§ Written instruction: Images embedded in the records are excluded; print everything else exactly as given.

(A block of data)

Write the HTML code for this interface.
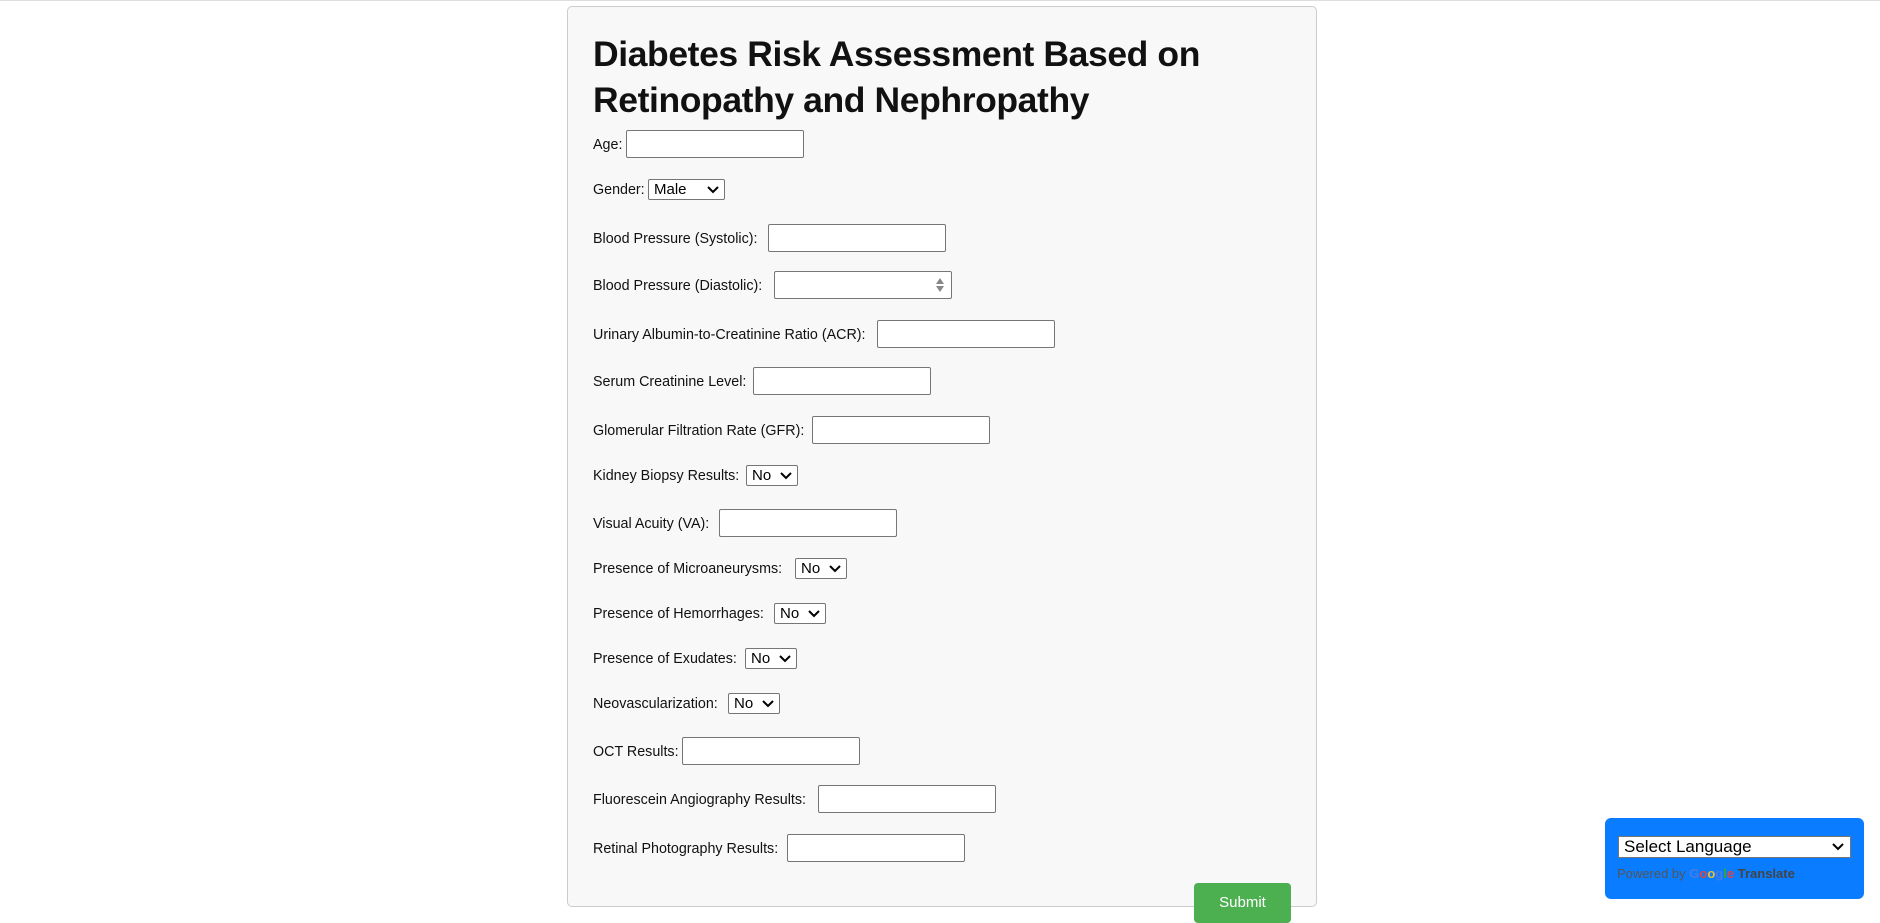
<!DOCTYPE html>
<html><head><meta charset="utf-8"><style>
html,body{margin:0;padding:0;width:1880px;height:916px;overflow:hidden;background:#fff;font-family:"Liberation Sans",Arial,sans-serif;}
.top{position:absolute;left:0;top:0;width:1880px;height:1px;background:#ddd}
.card{position:absolute;left:567px;top:6px;width:750px;height:901px;background:#f8f8f8;border:1px solid #ccc;border-radius:5px;box-sizing:border-box}
h1{position:absolute;left:593px;top:31px;margin:0;font-size:35.5px;line-height:46px;font-weight:bold;color:#111;letter-spacing:-0.4px}
.l{position:absolute;left:593px;font-size:14.3px;color:#111;line-height:18px}
.i{position:absolute;width:178px;height:28px;box-sizing:border-box;border:1px solid #767676;border-radius:2px;background:#fff}
.s{position:absolute;height:21px;box-sizing:border-box;border:1px solid #767676;border-radius:2px;background:#fff;font-size:15px;line-height:19px;padding-left:5px;color:#000}
.s svg{position:absolute;right:5px;top:6px}
.btn{position:absolute;left:1194px;top:883px;width:97px;height:40px;background:#4caf50;border-radius:4px;color:#fff;font-size:15px;text-align:center;line-height:40px}
.tr{position:absolute;left:1605px;top:818px;width:259px;height:81px;background:#0a7cff;border-radius:6px}
.tsel{position:absolute;left:1618px;top:836px;width:233px;height:22px;background:#fff;border:1px solid #767676;box-sizing:border-box;font-size:17px;line-height:20px;padding-left:5px;color:#000}
.tsel svg{position:absolute;right:6px;top:6px}
.pw{position:absolute;left:1617px;top:866px;font-size:13px;color:#555}
</style></head><body>
<div class="top"></div>
<div class="card"></div>
<h1>Diabetes Risk Assessment Based on<br>Retinopathy and Nephropathy</h1>

<div class="l" style="top:136px">Age:</div><div class="i" style="left:626px;top:130px"></div>
<div class="l" style="top:181px">Gender:</div><div class="s" style="left:648px;top:179px;width:77px">Male<svg width="12" height="8"><path d="M1 1l5 5 5-5" stroke="#000" stroke-width="2" fill="none"/></svg></div>
<div class="l" style="top:230px">Blood Pressure (Systolic):</div><div class="i" style="left:768px;top:224px"></div>
<div class="l" style="top:277px">Blood Pressure (Diastolic):</div><div class="i" style="left:774px;top:271px"><svg style="position:absolute;right:6px;top:5px" width="10" height="16"><path d="M5 1l4 6H1z" fill="#888"/><path d="M5 15l4-6H1z" fill="#888"/></svg></div>
<div class="l" style="top:326px">Urinary Albumin-to-Creatinine Ratio (ACR):</div><div class="i" style="left:877px;top:320px"></div>
<div class="l" style="top:373px">Serum Creatinine Level:</div><div class="i" style="left:753px;top:367px"></div>
<div class="l" style="top:422px">Glomerular Filtration Rate (GFR):</div><div class="i" style="left:812px;top:416px"></div>
<div class="l" style="top:467px">Kidney Biopsy Results:</div><div class="s" style="left:746px;top:465px;width:52px">No<svg width="12" height="8"><path d="M1 1l5 5 5-5" stroke="#000" stroke-width="2" fill="none"/></svg></div>
<div class="l" style="top:515px">Visual Acuity (VA):</div><div class="i" style="left:719px;top:509px"></div>
<div class="l" style="top:560px">Presence of Microaneurysms:</div><div class="s" style="left:795px;top:558px;width:52px">No<svg width="12" height="8"><path d="M1 1l5 5 5-5" stroke="#000" stroke-width="2" fill="none"/></svg></div>
<div class="l" style="top:605px">Presence of Hemorrhages:</div><div class="s" style="left:774px;top:603px;width:52px">No<svg width="12" height="8"><path d="M1 1l5 5 5-5" stroke="#000" stroke-width="2" fill="none"/></svg></div>
<div class="l" style="top:650px">Presence of Exudates:</div><div class="s" style="left:745px;top:648px;width:52px">No<svg width="12" height="8"><path d="M1 1l5 5 5-5" stroke="#000" stroke-width="2" fill="none"/></svg></div>
<div class="l" style="top:695px">Neovascularization:</div><div class="s" style="left:728px;top:693px;width:52px">No<svg width="12" height="8"><path d="M1 1l5 5 5-5" stroke="#000" stroke-width="2" fill="none"/></svg></div>
<div class="l" style="top:743px">OCT Results:</div><div class="i" style="left:682px;top:737px"></div>
<div class="l" style="top:791px">Fluorescein Angiography Results:</div><div class="i" style="left:818px;top:785px"></div>
<div class="l" style="top:840px">Retinal Photography Results:</div><div class="i" style="left:787px;top:834px"></div>
<div class="btn">Submit</div>

<div class="tr"></div>
<div class="tsel">Select Language<svg width="12" height="8"><path d="M1 1l5 5 5-5" stroke="#000" stroke-width="2" fill="none"/></svg></div>
<div class="pw">Powered by <span style="font-weight:bold"><span style="color:#4a7be0">G</span><span style="color:#d44">o</span><span style="color:#eb3">o</span><span style="color:#4a7be0">g</span><span style="color:#3a3">l</span><span style="color:#d44">e</span></span> <b style="color:#444">Translate</b></div>
</body></html>
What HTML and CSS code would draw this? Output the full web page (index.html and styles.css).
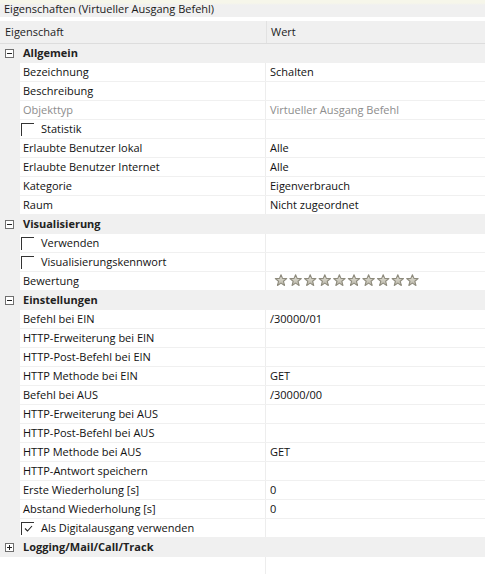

§ Exercise output:
Write the HTML code for this interface.
<!DOCTYPE html>
<html><head><meta charset="utf-8"><style>
html,body{margin:0;padding:0;width:1880px;height:916px;overflow:hidden;background:#fff;font-family:"Liberation Sans",Arial,sans-serif;}
.top{position:absolute;left:0;top:0;width:1880px;height:1px;background:#ddd}
.card{position:absolute;left:567px;top:6px;width:750px;height:901px;background:#f8f8f8;border:1px solid #ccc;border-radius:5px;box-sizing:border-box}
h1{position:absolute;left:593px;top:31px;margin:0;font-size:35.5px;line-height:46px;font-weight:bold;color:#111;letter-spacing:-0.4px}
.l{position:absolute;left:593px;font-size:14.3px;color:#111;line-height:18px}
.i{position:absolute;width:178px;height:28px;box-sizing:border-box;border:1px solid #767676;border-radius:2px;background:#fff}
.s{position:absolute;height:21px;box-sizing:border-box;border:1px solid #767676;border-radius:2px;background:#fff;font-size:15px;line-height:19px;padding-left:5px;color:#000}
.s svg{position:absolute;right:5px;top:6px}
.btn{position:absolute;left:1194px;top:883px;width:97px;height:40px;background:#4caf50;border-radius:4px;color:#fff;font-size:15px;text-align:center;line-height:40px}
.tr{position:absolute;left:1605px;top:818px;width:259px;height:81px;background:#0a7cff;border-radius:6px}
.tsel{position:absolute;left:1618px;top:836px;width:233px;height:22px;background:#fff;border:1px solid #767676;box-sizing:border-box;font-size:17px;line-height:20px;padding-left:5px;color:#000}
.tsel svg{position:absolute;right:6px;top:6px}
.pw{position:absolute;left:1617px;top:866px;font-size:13px;color:#555}
</style></head><body>
<div class="top"></div>
<div class="card"></div>
<h1>Diabetes Risk Assessment Based on<br>Retinopathy and Nephropathy</h1>

<div class="l" style="top:136px">Age:</div><div class="i" style="left:626px;top:130px"></div>
<div class="l" style="top:181px">Gender:</div><div class="s" style="left:648px;top:179px;width:77px">Male<svg width="12" height="8"><path d="M1 1l5 5 5-5" stroke="#000" stroke-width="2" fill="none"/></svg></div>
<div class="l" style="top:230px">Blood Pressure (Systolic):</div><div class="i" style="left:768px;top:224px"></div>
<div class="l" style="top:277px">Blood Pressure (Diastolic):</div><div class="i" style="left:774px;top:271px"><svg style="position:absolute;right:6px;top:5px" width="10" height="16"><path d="M5 1l4 6H1z" fill="#888"/><path d="M5 15l4-6H1z" fill="#888"/></svg></div>
<div class="l" style="top:326px">Urinary Albumin-to-Creatinine Ratio (ACR):</div><div class="i" style="left:877px;top:320px"></div>
<div class="l" style="top:373px">Serum Creatinine Level:</div><div class="i" style="left:753px;top:367px"></div>
<div class="l" style="top:422px">Glomerular Filtration Rate (GFR):</div><div class="i" style="left:812px;top:416px"></div>
<div class="l" style="top:467px">Kidney Biopsy Results:</div><div class="s" style="left:746px;top:465px;width:52px">No<svg width="12" height="8"><path d="M1 1l5 5 5-5" stroke="#000" stroke-width="2" fill="none"/></svg></div>
<div class="l" style="top:515px">Visual Acuity (VA):</div><div class="i" style="left:719px;top:509px"></div>
<div class="l" style="top:560px">Presence of Microaneurysms:</div><div class="s" style="left:795px;top:558px;width:52px">No<svg width="12" height="8"><path d="M1 1l5 5 5-5" stroke="#000" stroke-width="2" fill="none"/></svg></div>
<div class="l" style="top:605px">Presence of Hemorrhages:</div><div class="s" style="left:774px;top:603px;width:52px">No<svg width="12" height="8"><path d="M1 1l5 5 5-5" stroke="#000" stroke-width="2" fill="none"/></svg></div>
<div class="l" style="top:650px">Presence of Exudates:</div><div class="s" style="left:745px;top:648px;width:52px">No<svg width="12" height="8"><path d="M1 1l5 5 5-5" stroke="#000" stroke-width="2" fill="none"/></svg></div>
<div class="l" style="top:695px">Neovascularization:</div><div class="s" style="left:728px;top:693px;width:52px">No<svg width="12" height="8"><path d="M1 1l5 5 5-5" stroke="#000" stroke-width="2" fill="none"/></svg></div>
<div class="l" style="top:743px">OCT Results:</div><div class="i" style="left:682px;top:737px"></div>
<div class="l" style="top:791px">Fluorescein Angiography Results:</div><div class="i" style="left:818px;top:785px"></div>
<div class="l" style="top:840px">Retinal Photography Results:</div><div class="i" style="left:787px;top:834px"></div>
<div class="btn">Submit</div>

<div class="tr"></div>
<div class="tsel">Select Language<svg width="12" height="8"><path d="M1 1l5 5 5-5" stroke="#000" stroke-width="2" fill="none"/></svg></div>
<div class="pw">Powered by <span style="font-weight:bold"><span style="color:#4a7be0">G</span><span style="color:#d44">o</span><span style="color:#eb3">o</span><span style="color:#4a7be0">g</span><span style="color:#3a3">l</span><span style="color:#d44">e</span></span> <b style="color:#444">Translate</b></div>
</body></html>
What HTML and CSS code would draw this? Output the full web page (index.html and styles.css).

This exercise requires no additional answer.